[Entries with page source code]
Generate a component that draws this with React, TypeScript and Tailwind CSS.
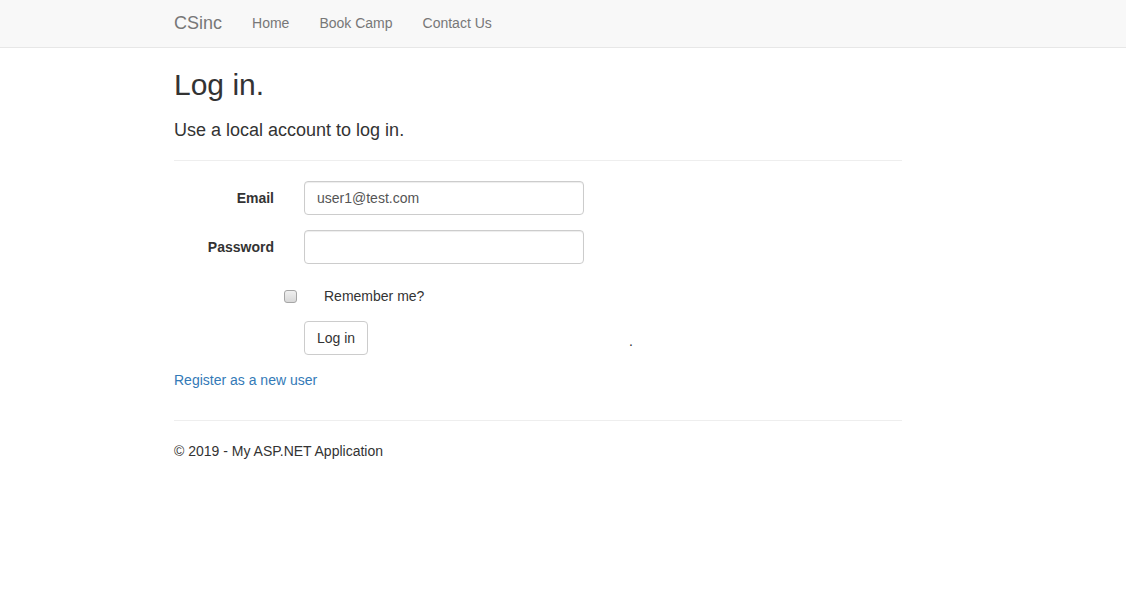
import React from "react";

export default function App() {
  return (
    <div className="min-h-[592px] bg-white text-[#333] text-[14px] leading-[20px]" style={{ fontFamily: '"Liberation Sans", Arial, Helvetica, sans-serif' }}>
      <div className="h-[48px] bg-[#f8f8f8] border-b border-[#e7e7e7] flex items-center pb-[2px]">
        <div className="ml-[174px] flex items-center">
          <span className="text-[18px] leading-[20px] text-[#777] pr-[15px]">CSinc</span>
          <span className="px-[15px] text-[#777]">Home</span>
          <span className="px-[15px] text-[#777]">Book Camp</span>
          <span className="px-[15px] text-[#777]">Contact Us</span>
        </div>
      </div>
      <div className="ml-[174px] w-[728px]">
        <h2 className="mt-[20px] text-[30px] leading-[33px] font-normal">Log in.</h2>
        <h4 className="mt-[19px] text-[18px] leading-[20px] font-normal">Use a local account to log in.</h4>
        <div className="mt-[20px] border-t border-[#eee]" />
        <div className="mt-[20px] flex items-start">
          <label className="w-[100px] text-right font-bold pt-[7px]">Email</label>
          <div className="ml-[30px] w-[280px] h-[34px] border border-[#ccc] rounded-[4px] px-[12px] py-[6px] text-[#555] shadow-[inset_0_1px_1px_rgba(0,0,0,0.075)]">user1@test.com</div>
        </div>
        <div className="mt-[15px] flex items-start">
          <label className="w-[100px] text-right font-bold pt-[7px]">Password</label>
          <div className="ml-[30px] w-[280px] h-[34px] border border-[#ccc] rounded-[4px] shadow-[inset_0_1px_1px_rgba(0,0,0,0.075)]" />
        </div>
        <div className="mt-[15px] h-[27px] pt-[7px] flex items-center pl-[110px]">
          <div className="w-[13px] h-[13px] border border-[#a6a6a6] rounded-[3px] bg-gradient-to-b from-[#f0f0f0] to-[#d8d8d8] mt-[1px]" />
          <span className="ml-[27px]">Remember me?</span>
        </div>
        <div className="mt-[15px] flex items-start pl-[130px]">
          <div className="h-[34px] w-[64px] border border-[#ccc] rounded-[4px] flex items-center justify-center bg-white">Log in</div>
          <span className="ml-[261px] mt-[10px] leading-[20px]">.</span>
        </div>
        <p className="mt-[15px] text-[#337ab7]">Register as a new user</p>
        <div className="mt-[30px] border-t border-[#eee]" />
        <p className="mt-[20px]">© 2019 - My ASP.NET Application</p>
      </div>
    </div>
  );
}
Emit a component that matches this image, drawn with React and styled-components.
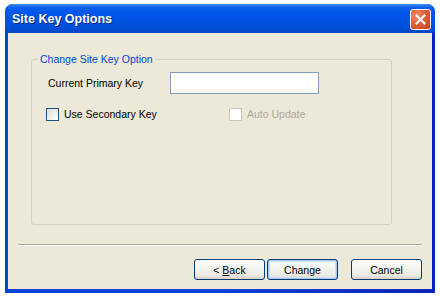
import React from 'react';
import styled, { createGlobalStyle } from 'styled-components';

const GlobalStyle = createGlobalStyle`
  html, body {
    margin: 0;
    padding: 0;
    background: #fff;
  }
  body {
    font-family: 'Liberation Sans', Arial, sans-serif;
    font-size: 10.5px;
    color: #000;
  }
`;

const Page = styled.div`
  width: 440px;
  height: 298px;
  padding: 4px 5px 0;
  box-sizing: border-box;
`;

const Window = styled.div`
  width: 430px;
  height: 289px;
  display: flex;
  flex-direction: column;
  border-radius: 8px 8px 0 0;
  overflow: hidden;
  background: #0831d9;
`;

const TitleBar = styled.div`
  height: 29px;
  flex: none;
  display: flex;
  align-items: center;
  justify-content: space-between;
  padding: 0 4px 0 7px;
  box-sizing: border-box;
  background: linear-gradient(
    to bottom,
    #3d8ff7 0%,
    #0a60ec 12%,
    #0055ea 30%,
    #0052e0 60%,
    #004ed6 85%,
    #0a44c2 100%
  );
`;

const Title = styled.span`
  color: #fff;
  font-weight: bold;
  font-size: 12.5px;
  padding-top: 1px;
  text-shadow: 1px 1px 0 #0b2a8a;
`;

const CloseButton = styled.button`
  width: 21px;
  height: 21px;
  padding: 0;
  margin-top: 1px;
  border: 1px solid #fff;
  border-radius: 3px;
  display: flex;
  align-items: center;
  justify-content: center;
  background: radial-gradient(circle at 30% 30%, #ee8a6e 0%, #e0603d 45%, #c6401b 100%);
`;

const Frame = styled.div`
  flex: 1;
  display: flex;
  padding: 0 3px 4px;
  background: linear-gradient(to right, #0842d8 0%, #0842d8 50%, #0026b8 100%);
`;

const Client = styled.div`
  flex: 1;
  display: flex;
  flex-direction: column;
  padding: 0 10px 9px;
  background: #ece9d8;
`;

const GroupBox = styled.div`
  position: relative;
  margin: 26px 0 0 13px;
  width: 361px;
  height: 166px;
  box-sizing: border-box;
  border: 1px solid #d0d0bf;
  border-radius: 3px;
  padding: 12px 0 0 14px;
`;

const Legend = styled.span`
  position: absolute;
  top: -7px;
  left: 6px;
  padding: 0 2px;
  background: #ece9d8;
  color: #0046d5;
  line-height: 13px;
`;

const Row = styled.div`
  display: flex;
  align-items: center;
  height: ${(p) => p.height}px;
  margin-top: ${(p) => p.gap || 0}px;
`;

const Label = styled.span`
  width: 124px;
  padding-left: 2px;
  box-sizing: border-box;
  flex: none;
`;

const TextBox = styled.input`
  width: 149px;
  height: 22px;
  box-sizing: border-box;
  border: 1px solid #7f9db9;
  background: #fff;
  outline: none;
`;

const CheckItem = styled.label`
  display: flex;
  align-items: center;
  gap: 5px;
  width: ${(p) => p.width || 'auto'};
  color: ${(p) => (p.disabled ? '#aca899' : '#000')};
`;

const Box = styled.span`
  width: 13px;
  height: 13px;
  box-sizing: border-box;
  border: 1px solid ${(p) => (p.disabled ? '#cac8bb' : '#1c5180')};
  background: ${(p) => (p.disabled ? '#fff' : 'linear-gradient(135deg, #dcdcd7 0%, #f5f5f2 70%, #fff 100%)')};
`;

const Separator = styled.div`
  margin-top: 19px;
  height: 0;
  border-top: 1px solid #aca899;
  border-bottom: 1px solid #fff;
`;

const ButtonRow = styled.div`
  display: flex;
  justify-content: flex-end;
  margin-top: 13px;
`;

const Button = styled.button`
  width: 71px;
  height: 21px;
  margin-left: ${(p) => p.gap || 0}px;
  padding: 0;
  font-family: inherit;
  font-size: 10.5px;
  color: #000;
  border: 1px solid #003c74;
  border-radius: 3px;
  background: linear-gradient(to bottom, #fff 0%, #f4f4f0 40%, #ecebe6 80%, #d6d0c5 100%);
  box-shadow: ${(p) => (p.primary ? 'inset 0 0 0 1px #a9c6f5, inset 0 0 0 2px #cee0fb' : 'none')};
`;

const Underline = styled.span`
  text-decoration: underline;
`;

export default function App() {
  return (
    <Page>
      <GlobalStyle />
      <Window>
        <TitleBar>
          <Title>Site Key Options</Title>
          <CloseButton aria-label="Close">
            <svg width="11" height="11" viewBox="0 0 11 11">
              <path d="M1.5 1.5 L9.5 9.5 M9.5 1.5 L1.5 9.5" stroke="#fff" strokeWidth="2" strokeLinecap="square" />
            </svg>
          </CloseButton>
        </TitleBar>
        <Frame>
          <Client>
            <GroupBox>
              <Legend>Change Site Key Option</Legend>
              <Row height={22}>
                <Label>Current Primary Key</Label>
                <TextBox />
              </Row>
              <Row height={16} gap={12}>
                <CheckItem width="183px">
                  <Box />
                  Use Secondary Key
                </CheckItem>
                <CheckItem disabled>
                  <Box disabled />
                  Auto Update
                </CheckItem>
              </Row>
            </GroupBox>
            <Separator />
            <ButtonRow>
              <Button>
                &lt; <Underline>B</Underline>ack
              </Button>
              <Button primary gap={2}>Change</Button>
              <Button gap={13}>Cancel</Button>
            </ButtonRow>
          </Client>
        </Frame>
      </Window>
    </Page>
  );
}
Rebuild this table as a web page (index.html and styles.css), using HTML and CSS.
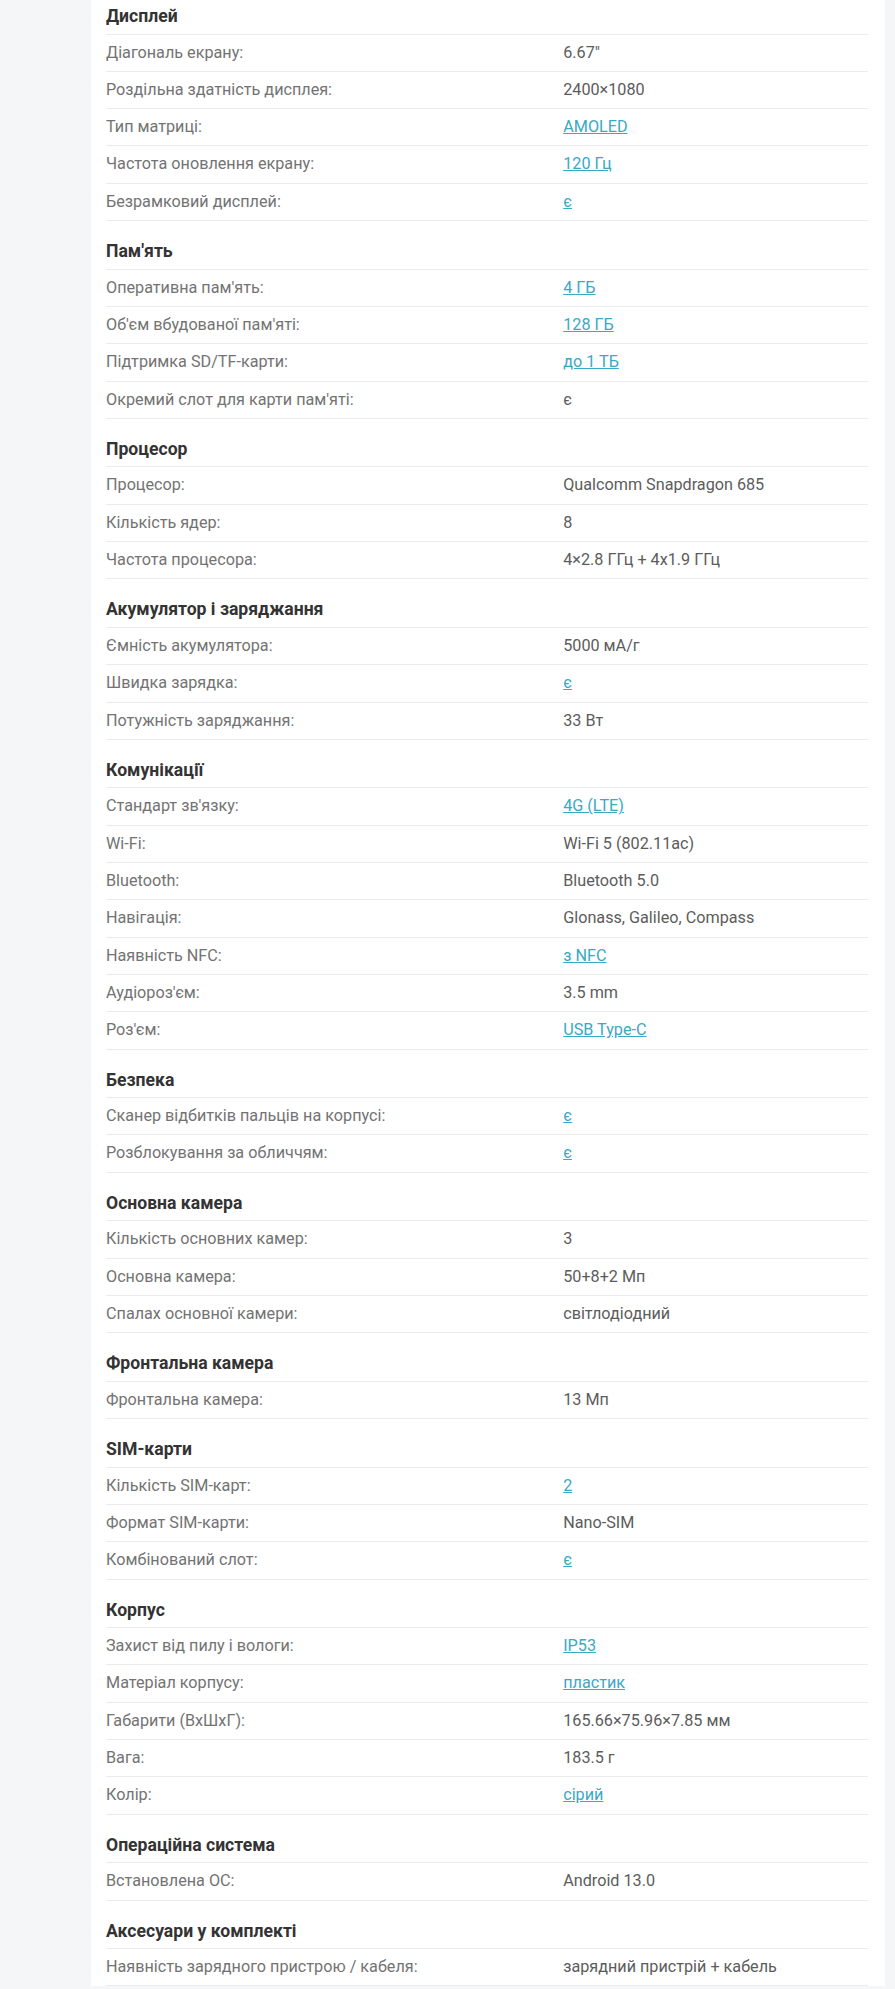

» **Task directions**
Exactly reproduce each record, leaving out any pictures.

» **Solution to this exercise**
Generate a component that draws this with React, TypeScript and Tailwind CSS.
import React from "react";

export default function App() {
  return (
    <div className="min-h-[592px] bg-white text-[#333] text-[14px] leading-[20px]" style={{ fontFamily: '"Liberation Sans", Arial, Helvetica, sans-serif' }}>
      <div className="h-[48px] bg-[#f8f8f8] border-b border-[#e7e7e7] flex items-center pb-[2px]">
        <div className="ml-[174px] flex items-center">
          <span className="text-[18px] leading-[20px] text-[#777] pr-[15px]">CSinc</span>
          <span className="px-[15px] text-[#777]">Home</span>
          <span className="px-[15px] text-[#777]">Book Camp</span>
          <span className="px-[15px] text-[#777]">Contact Us</span>
        </div>
      </div>
      <div className="ml-[174px] w-[728px]">
        <h2 className="mt-[20px] text-[30px] leading-[33px] font-normal">Log in.</h2>
        <h4 className="mt-[19px] text-[18px] leading-[20px] font-normal">Use a local account to log in.</h4>
        <div className="mt-[20px] border-t border-[#eee]" />
        <div className="mt-[20px] flex items-start">
          <label className="w-[100px] text-right font-bold pt-[7px]">Email</label>
          <div className="ml-[30px] w-[280px] h-[34px] border border-[#ccc] rounded-[4px] px-[12px] py-[6px] text-[#555] shadow-[inset_0_1px_1px_rgba(0,0,0,0.075)]">user1@test.com</div>
        </div>
        <div className="mt-[15px] flex items-start">
          <label className="w-[100px] text-right font-bold pt-[7px]">Password</label>
          <div className="ml-[30px] w-[280px] h-[34px] border border-[#ccc] rounded-[4px] shadow-[inset_0_1px_1px_rgba(0,0,0,0.075)]" />
        </div>
        <div className="mt-[15px] h-[27px] pt-[7px] flex items-center pl-[110px]">
          <div className="w-[13px] h-[13px] border border-[#a6a6a6] rounded-[3px] bg-gradient-to-b from-[#f0f0f0] to-[#d8d8d8] mt-[1px]" />
          <span className="ml-[27px]">Remember me?</span>
        </div>
        <div className="mt-[15px] flex items-start pl-[130px]">
          <div className="h-[34px] w-[64px] border border-[#ccc] rounded-[4px] flex items-center justify-center bg-white">Log in</div>
          <span className="ml-[261px] mt-[10px] leading-[20px]">.</span>
        </div>
        <p className="mt-[15px] text-[#337ab7]">Register as a new user</p>
        <div className="mt-[30px] border-t border-[#eee]" />
        <p className="mt-[20px]">© 2019 - My ASP.NET Application</p>
      </div>
    </div>
  );
}
Emit a component that matches this image, drawn with React and styled-components.
import React from 'react';
import styled, { createGlobalStyle } from 'styled-components';

const GlobalStyle = createGlobalStyle`
  html, body {
    margin: 0;
    padding: 0;
    background: #fff;
  }
  body {
    font-family: 'Liberation Sans', Arial, sans-serif;
    font-size: 10.5px;
    color: #000;
  }
`;

const Page = styled.div`
  width: 440px;
  height: 298px;
  padding: 4px 5px 0;
  box-sizing: border-box;
`;

const Window = styled.div`
  width: 430px;
  height: 289px;
  display: flex;
  flex-direction: column;
  border-radius: 8px 8px 0 0;
  overflow: hidden;
  background: #0831d9;
`;

const TitleBar = styled.div`
  height: 29px;
  flex: none;
  display: flex;
  align-items: center;
  justify-content: space-between;
  padding: 0 4px 0 7px;
  box-sizing: border-box;
  background: linear-gradient(
    to bottom,
    #3d8ff7 0%,
    #0a60ec 12%,
    #0055ea 30%,
    #0052e0 60%,
    #004ed6 85%,
    #0a44c2 100%
  );
`;

const Title = styled.span`
  color: #fff;
  font-weight: bold;
  font-size: 12.5px;
  padding-top: 1px;
  text-shadow: 1px 1px 0 #0b2a8a;
`;

const CloseButton = styled.button`
  width: 21px;
  height: 21px;
  padding: 0;
  margin-top: 1px;
  border: 1px solid #fff;
  border-radius: 3px;
  display: flex;
  align-items: center;
  justify-content: center;
  background: radial-gradient(circle at 30% 30%, #ee8a6e 0%, #e0603d 45%, #c6401b 100%);
`;

const Frame = styled.div`
  flex: 1;
  display: flex;
  padding: 0 3px 4px;
  background: linear-gradient(to right, #0842d8 0%, #0842d8 50%, #0026b8 100%);
`;

const Client = styled.div`
  flex: 1;
  display: flex;
  flex-direction: column;
  padding: 0 10px 9px;
  background: #ece9d8;
`;

const GroupBox = styled.div`
  position: relative;
  margin: 26px 0 0 13px;
  width: 361px;
  height: 166px;
  box-sizing: border-box;
  border: 1px solid #d0d0bf;
  border-radius: 3px;
  padding: 12px 0 0 14px;
`;

const Legend = styled.span`
  position: absolute;
  top: -7px;
  left: 6px;
  padding: 0 2px;
  background: #ece9d8;
  color: #0046d5;
  line-height: 13px;
`;

const Row = styled.div`
  display: flex;
  align-items: center;
  height: ${(p) => p.height}px;
  margin-top: ${(p) => p.gap || 0}px;
`;

const Label = styled.span`
  width: 124px;
  padding-left: 2px;
  box-sizing: border-box;
  flex: none;
`;

const TextBox = styled.input`
  width: 149px;
  height: 22px;
  box-sizing: border-box;
  border: 1px solid #7f9db9;
  background: #fff;
  outline: none;
`;

const CheckItem = styled.label`
  display: flex;
  align-items: center;
  gap: 5px;
  width: ${(p) => p.width || 'auto'};
  color: ${(p) => (p.disabled ? '#aca899' : '#000')};
`;

const Box = styled.span`
  width: 13px;
  height: 13px;
  box-sizing: border-box;
  border: 1px solid ${(p) => (p.disabled ? '#cac8bb' : '#1c5180')};
  background: ${(p) => (p.disabled ? '#fff' : 'linear-gradient(135deg, #dcdcd7 0%, #f5f5f2 70%, #fff 100%)')};
`;

const Separator = styled.div`
  margin-top: 19px;
  height: 0;
  border-top: 1px solid #aca899;
  border-bottom: 1px solid #fff;
`;

const ButtonRow = styled.div`
  display: flex;
  justify-content: flex-end;
  margin-top: 13px;
`;

const Button = styled.button`
  width: 71px;
  height: 21px;
  margin-left: ${(p) => p.gap || 0}px;
  padding: 0;
  font-family: inherit;
  font-size: 10.5px;
  color: #000;
  border: 1px solid #003c74;
  border-radius: 3px;
  background: linear-gradient(to bottom, #fff 0%, #f4f4f0 40%, #ecebe6 80%, #d6d0c5 100%);
  box-shadow: ${(p) => (p.primary ? 'inset 0 0 0 1px #a9c6f5, inset 0 0 0 2px #cee0fb' : 'none')};
`;

const Underline = styled.span`
  text-decoration: underline;
`;

export default function App() {
  return (
    <Page>
      <GlobalStyle />
      <Window>
        <TitleBar>
          <Title>Site Key Options</Title>
          <CloseButton aria-label="Close">
            <svg width="11" height="11" viewBox="0 0 11 11">
              <path d="M1.5 1.5 L9.5 9.5 M9.5 1.5 L1.5 9.5" stroke="#fff" strokeWidth="2" strokeLinecap="square" />
            </svg>
          </CloseButton>
        </TitleBar>
        <Frame>
          <Client>
            <GroupBox>
              <Legend>Change Site Key Option</Legend>
              <Row height={22}>
                <Label>Current Primary Key</Label>
                <TextBox />
              </Row>
              <Row height={16} gap={12}>
                <CheckItem width="183px">
                  <Box />
                  Use Secondary Key
                </CheckItem>
                <CheckItem disabled>
                  <Box disabled />
                  Auto Update
                </CheckItem>
              </Row>
            </GroupBox>
            <Separator />
            <ButtonRow>
              <Button>
                &lt; <Underline>B</Underline>ack
              </Button>
              <Button primary gap={2}>Change</Button>
              <Button gap={13}>Cancel</Button>
            </ButtonRow>
          </Client>
        </Frame>
      </Window>
    </Page>
  );
}
Rebuild this table as a web page (index.html and styles.css), using HTML and CSS.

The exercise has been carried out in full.